Ayrıca, meslek mensubu grubuna giren serbest muhasebeciler de mükelleflere hizmet sunarlar, ancak bu unvan 2008 yılında kaldırılmıştır. Vergi Usul Kanunu (VUK) gereğince mükellefler, vergi beyanname ve eklerini imzalatmak ile tasdik kapsamındaki konularda tasdik raporu almak için mali müşavirlere müracaat etmek zorundadır.
Mükellefler kendi beyannamelerini hazırlama ve o beyannameye temel oluşturan defteri/defterleri tutma, mali tabloları hazırlama bilgisine de çoğunlukla sahip olmadıklarından, bu konularda meslek mensupları görev alırlar ve mükelleften aldıkları yetkiye binaen vergi dairesi nezdindeki tüm işlemleri mükellefler adına gerçekleştirirler. VUK’da düzenlenen vergi kaçakçılığı suçu herkes tarafından işlenebilecek bir suçtur, yani sadece belli kişiler tarafından işlenebilecek bir “mahsus suç” değildir.
Çünkü, Türk Ceza Kanunu gereğince fail, “suçun kanuni tanımındaki fiili gerçekleştiren kişi”dir ve VUK vergi kaçakçılığına yol açan eylemlerin sadece belli kişiler tarafında işlenmesini öngörmemiştir.

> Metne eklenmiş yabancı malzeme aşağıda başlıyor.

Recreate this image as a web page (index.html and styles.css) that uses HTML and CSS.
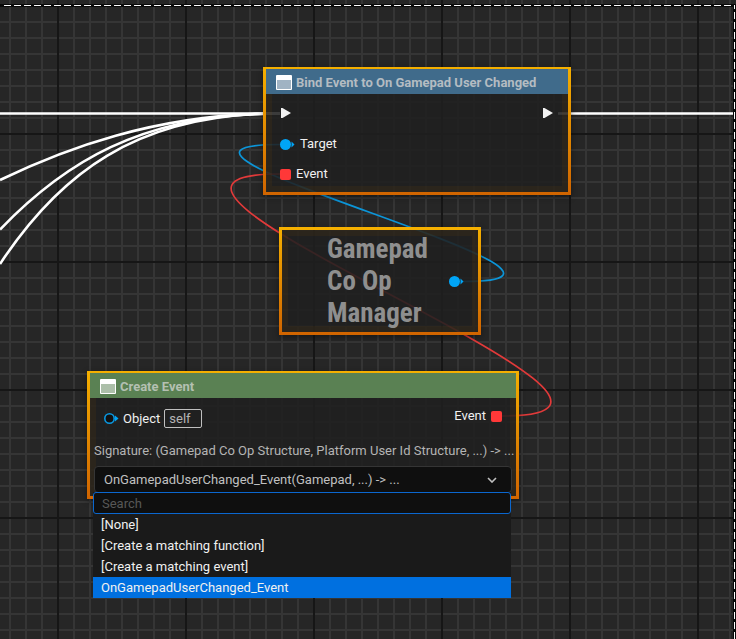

Dolayısıyla, suça yol açan eylemi kim işlediyse, fail odur. Buna, sahte fatura kullanma yoluyla vergi kaçakçılığı suçu işlenmesi dahil. Diğer yandan, ülkemizde vergi kaçakçılığı suçu için “vergi kaybı” gerekmediği gibi, menfaat elde etme şartı da öngörülmemiştir.
Menfaat şartı, sadece iştirak durumlarında verilecek ceza bakımından bir rol oynar, yoksa suçun işlenip işlenmediği ve kim tarafından işlendiğinde değil. Dolayısıyla, vergi kaçakçılığı suçu işlenmesinden menfaat elde edenin mükellef olduğu, vergi danışmanının menfaat elde etmediği gibi ve bu nedenle fail olamayacağı şeklindeki bir savunmanın, yasal düzenlemeler çerçevesinde anlamı yoktur.
Birlikte faillik
Üstelik, ülkemizde mali müşavirlerin yukarıda işaret ettiğim vergi beyannamesi, KDV iade talebi dilekçesi gibi pekçok dilekçeyi hazırlayarak vergi iadesine sunma, tam tasdik ve raporlama işlevleri, onları “fail” olma konusunda avukatlardan daha riskli bir konuma getirmektedir.
Çünkü bu yetkiler ve uzmanlıkları çerçevesinde, özellikle de ticari faaliyetlerde işletme bakımından pek çok “kararın alınmasında ve uygulanmasında” mükellefin yanındadırlar. Avukatlar ise daha çok, karar alınma aşamasında rol oynarlar. Tüm bunlar, vergi danışmanlarının, iştirakçi olmanın ötesinde “birlikte fail” olmalarının önünü açar.
Hatta, çeşitli nedenlerle kötü niyetle tek başına hareket ettikleri durumlarda, pekala “tek fail” olmaları da mümkündür. Nitekim, karşılaştırmalı hukukta da, vergi danışmanlarının, bu gibi durumlar ile vergi idaresine “mükelleften alınan bilginin aynen iletildiği” şerhini taşımayan bilgi aktarımlarının, vergi danışmanının vergi kaçakçılığı suçunun faili olarak kabul edilmesine yol açmaktadır.
Ulusal sistemler böyleyken, uluslararası hukukta da, vergi danışmanlarının üzerindeki baskı giderek artmaktadır. Nitekim, örneğin, AB’de vergi danışmanlarına, sınır ötesi vergi planlaması konularında mükelleflere verdiklerleri bazı bilgileri vergi idaresine raporlama zorunluluğu (DAC 6) getirilmiştir.
OECD Konseyi ise, Vergi Suçlarıyla Mücadelede On Küresel İlke’ye ilişkin 2022 tarihli Tavsiye Kararı’nda, vergi suçu ya da diğer mali suçların işlenmesini mümkün kılabilen “profesyonel sağlayıcılar”a cezai sorumluluk getirilmesi istemiştir.
Neticede, uzmanlık bilgisi gerektiren vergi alanında mükelleflere bilgi ve destek verirken, vergi danışmanlarının son derece dikkatli olması şart. Devletlerin vergi gelirine ihtiyacı arttıkça, vergi yasasını dolanma ve vergi kaçakçılığında danışmanların işlevi giderek daha sıkı şekilde değerlendiriliyor.